Find how many lines contain the word "index" and state that number alone.

(PROVIDED MATERIAL)

## Begin

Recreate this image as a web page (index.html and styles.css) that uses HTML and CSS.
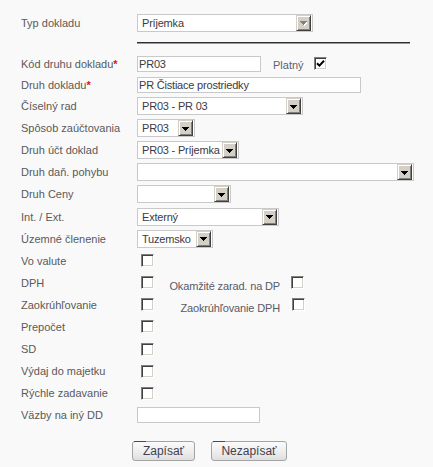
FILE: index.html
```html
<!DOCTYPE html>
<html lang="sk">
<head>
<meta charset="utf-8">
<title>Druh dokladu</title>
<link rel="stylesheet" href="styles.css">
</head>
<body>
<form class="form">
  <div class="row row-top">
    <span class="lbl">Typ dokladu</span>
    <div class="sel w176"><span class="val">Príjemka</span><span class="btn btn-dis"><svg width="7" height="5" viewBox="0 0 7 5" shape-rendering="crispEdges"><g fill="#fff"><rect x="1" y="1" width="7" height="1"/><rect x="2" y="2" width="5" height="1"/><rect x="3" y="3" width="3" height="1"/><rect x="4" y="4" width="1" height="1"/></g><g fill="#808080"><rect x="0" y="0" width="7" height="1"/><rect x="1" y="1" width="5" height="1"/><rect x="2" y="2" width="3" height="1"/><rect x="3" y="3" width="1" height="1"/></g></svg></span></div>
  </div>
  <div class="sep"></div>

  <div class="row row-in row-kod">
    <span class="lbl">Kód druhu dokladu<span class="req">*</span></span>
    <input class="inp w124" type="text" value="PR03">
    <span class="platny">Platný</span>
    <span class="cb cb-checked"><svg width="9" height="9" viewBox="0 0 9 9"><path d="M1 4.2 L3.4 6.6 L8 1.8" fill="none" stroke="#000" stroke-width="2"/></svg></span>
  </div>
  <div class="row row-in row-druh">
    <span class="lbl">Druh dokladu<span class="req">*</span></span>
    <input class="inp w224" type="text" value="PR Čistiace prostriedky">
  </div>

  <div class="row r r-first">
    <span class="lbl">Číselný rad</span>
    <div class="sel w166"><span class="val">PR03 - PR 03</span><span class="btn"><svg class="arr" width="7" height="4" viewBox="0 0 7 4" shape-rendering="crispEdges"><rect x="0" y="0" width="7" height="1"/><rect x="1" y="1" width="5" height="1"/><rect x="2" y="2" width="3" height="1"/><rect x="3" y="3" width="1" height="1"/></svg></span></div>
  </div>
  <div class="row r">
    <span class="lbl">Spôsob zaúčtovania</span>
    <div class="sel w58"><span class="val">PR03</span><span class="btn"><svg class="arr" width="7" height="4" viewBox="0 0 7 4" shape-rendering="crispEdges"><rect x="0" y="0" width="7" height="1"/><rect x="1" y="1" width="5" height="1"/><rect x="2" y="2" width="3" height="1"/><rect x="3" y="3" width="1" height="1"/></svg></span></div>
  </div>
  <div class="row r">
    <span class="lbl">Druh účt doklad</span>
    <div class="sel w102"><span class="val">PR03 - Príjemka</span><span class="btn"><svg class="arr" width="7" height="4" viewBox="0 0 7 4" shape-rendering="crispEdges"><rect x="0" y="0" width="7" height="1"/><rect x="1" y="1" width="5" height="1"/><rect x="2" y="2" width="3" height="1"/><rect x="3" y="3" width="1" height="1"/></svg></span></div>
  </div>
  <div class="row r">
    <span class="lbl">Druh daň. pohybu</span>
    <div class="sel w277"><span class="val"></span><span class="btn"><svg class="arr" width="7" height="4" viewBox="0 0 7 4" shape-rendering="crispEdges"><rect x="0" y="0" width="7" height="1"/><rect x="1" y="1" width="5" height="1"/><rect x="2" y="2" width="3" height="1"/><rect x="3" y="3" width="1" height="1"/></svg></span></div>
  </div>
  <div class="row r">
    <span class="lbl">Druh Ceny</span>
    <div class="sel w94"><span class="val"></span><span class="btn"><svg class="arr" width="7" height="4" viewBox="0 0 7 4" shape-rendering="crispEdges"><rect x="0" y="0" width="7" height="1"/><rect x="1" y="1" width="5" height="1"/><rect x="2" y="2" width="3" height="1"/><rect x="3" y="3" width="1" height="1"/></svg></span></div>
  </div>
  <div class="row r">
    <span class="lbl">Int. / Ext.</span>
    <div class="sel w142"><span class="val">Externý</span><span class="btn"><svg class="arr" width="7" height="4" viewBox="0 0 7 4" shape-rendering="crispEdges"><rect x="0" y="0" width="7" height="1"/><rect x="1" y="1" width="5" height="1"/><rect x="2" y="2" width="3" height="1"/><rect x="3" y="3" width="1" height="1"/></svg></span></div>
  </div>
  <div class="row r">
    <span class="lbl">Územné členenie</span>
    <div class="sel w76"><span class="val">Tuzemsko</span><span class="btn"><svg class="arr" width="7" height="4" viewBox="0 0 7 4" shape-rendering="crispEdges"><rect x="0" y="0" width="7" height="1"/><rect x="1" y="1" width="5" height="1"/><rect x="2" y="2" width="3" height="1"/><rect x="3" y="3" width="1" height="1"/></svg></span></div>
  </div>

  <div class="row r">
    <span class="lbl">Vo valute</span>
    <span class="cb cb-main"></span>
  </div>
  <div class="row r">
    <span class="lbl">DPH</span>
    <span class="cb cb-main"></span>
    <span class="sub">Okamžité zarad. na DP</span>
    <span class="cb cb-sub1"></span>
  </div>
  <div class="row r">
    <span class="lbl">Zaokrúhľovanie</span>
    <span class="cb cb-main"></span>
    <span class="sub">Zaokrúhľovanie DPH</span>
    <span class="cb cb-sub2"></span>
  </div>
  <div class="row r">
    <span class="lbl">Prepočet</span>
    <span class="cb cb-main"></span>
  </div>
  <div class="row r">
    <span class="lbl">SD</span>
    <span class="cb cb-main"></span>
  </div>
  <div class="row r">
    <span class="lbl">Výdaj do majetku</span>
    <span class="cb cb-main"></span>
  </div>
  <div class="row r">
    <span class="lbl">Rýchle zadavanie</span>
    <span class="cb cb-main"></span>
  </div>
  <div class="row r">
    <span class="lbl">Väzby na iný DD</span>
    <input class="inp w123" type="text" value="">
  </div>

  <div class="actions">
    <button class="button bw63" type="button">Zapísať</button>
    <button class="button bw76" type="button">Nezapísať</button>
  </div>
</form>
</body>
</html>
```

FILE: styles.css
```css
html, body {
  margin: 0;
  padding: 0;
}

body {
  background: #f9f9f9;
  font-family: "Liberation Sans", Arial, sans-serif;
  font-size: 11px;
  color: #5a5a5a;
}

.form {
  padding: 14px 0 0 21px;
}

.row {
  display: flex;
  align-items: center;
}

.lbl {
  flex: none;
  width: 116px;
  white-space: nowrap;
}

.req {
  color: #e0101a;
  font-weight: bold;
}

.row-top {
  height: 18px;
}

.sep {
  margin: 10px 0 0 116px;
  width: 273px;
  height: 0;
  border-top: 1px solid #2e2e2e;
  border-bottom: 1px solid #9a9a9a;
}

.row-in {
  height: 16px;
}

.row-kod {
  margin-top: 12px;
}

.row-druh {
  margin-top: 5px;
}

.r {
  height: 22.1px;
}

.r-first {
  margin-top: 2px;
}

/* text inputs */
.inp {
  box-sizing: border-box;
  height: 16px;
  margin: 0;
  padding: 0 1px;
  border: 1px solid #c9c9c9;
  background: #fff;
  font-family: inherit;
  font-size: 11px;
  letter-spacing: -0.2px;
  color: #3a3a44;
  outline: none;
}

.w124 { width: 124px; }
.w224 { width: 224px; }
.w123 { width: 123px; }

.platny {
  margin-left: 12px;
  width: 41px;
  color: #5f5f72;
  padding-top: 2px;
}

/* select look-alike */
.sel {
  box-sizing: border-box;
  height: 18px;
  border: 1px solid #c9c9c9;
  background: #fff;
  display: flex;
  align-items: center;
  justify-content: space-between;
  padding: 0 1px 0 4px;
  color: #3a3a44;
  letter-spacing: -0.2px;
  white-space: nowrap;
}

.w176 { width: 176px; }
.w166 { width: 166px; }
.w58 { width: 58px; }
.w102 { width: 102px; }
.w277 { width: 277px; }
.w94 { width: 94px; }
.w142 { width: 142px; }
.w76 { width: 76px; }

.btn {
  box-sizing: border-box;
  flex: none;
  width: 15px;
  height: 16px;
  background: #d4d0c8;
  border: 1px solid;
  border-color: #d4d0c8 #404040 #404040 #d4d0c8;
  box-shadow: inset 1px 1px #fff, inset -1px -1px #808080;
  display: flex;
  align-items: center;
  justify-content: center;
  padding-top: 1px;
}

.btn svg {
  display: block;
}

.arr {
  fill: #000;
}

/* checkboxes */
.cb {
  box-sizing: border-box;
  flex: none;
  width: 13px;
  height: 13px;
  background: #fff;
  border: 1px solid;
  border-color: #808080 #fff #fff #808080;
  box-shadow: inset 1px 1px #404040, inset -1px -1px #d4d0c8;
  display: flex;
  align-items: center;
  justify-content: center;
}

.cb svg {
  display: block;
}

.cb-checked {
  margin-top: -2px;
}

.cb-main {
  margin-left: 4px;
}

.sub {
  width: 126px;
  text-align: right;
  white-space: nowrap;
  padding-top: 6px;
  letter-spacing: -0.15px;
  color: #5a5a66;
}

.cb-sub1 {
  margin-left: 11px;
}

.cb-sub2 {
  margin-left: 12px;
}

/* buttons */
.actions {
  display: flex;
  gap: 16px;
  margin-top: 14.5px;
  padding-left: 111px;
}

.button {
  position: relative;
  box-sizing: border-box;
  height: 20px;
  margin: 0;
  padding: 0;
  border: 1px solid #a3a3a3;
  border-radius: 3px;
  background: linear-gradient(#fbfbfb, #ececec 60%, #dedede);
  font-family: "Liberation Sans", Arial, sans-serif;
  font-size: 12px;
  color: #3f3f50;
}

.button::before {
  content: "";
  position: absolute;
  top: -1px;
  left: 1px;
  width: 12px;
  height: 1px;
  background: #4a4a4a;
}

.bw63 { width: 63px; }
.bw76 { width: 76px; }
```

## End

(RESULT OF THIS EXERCISE)
2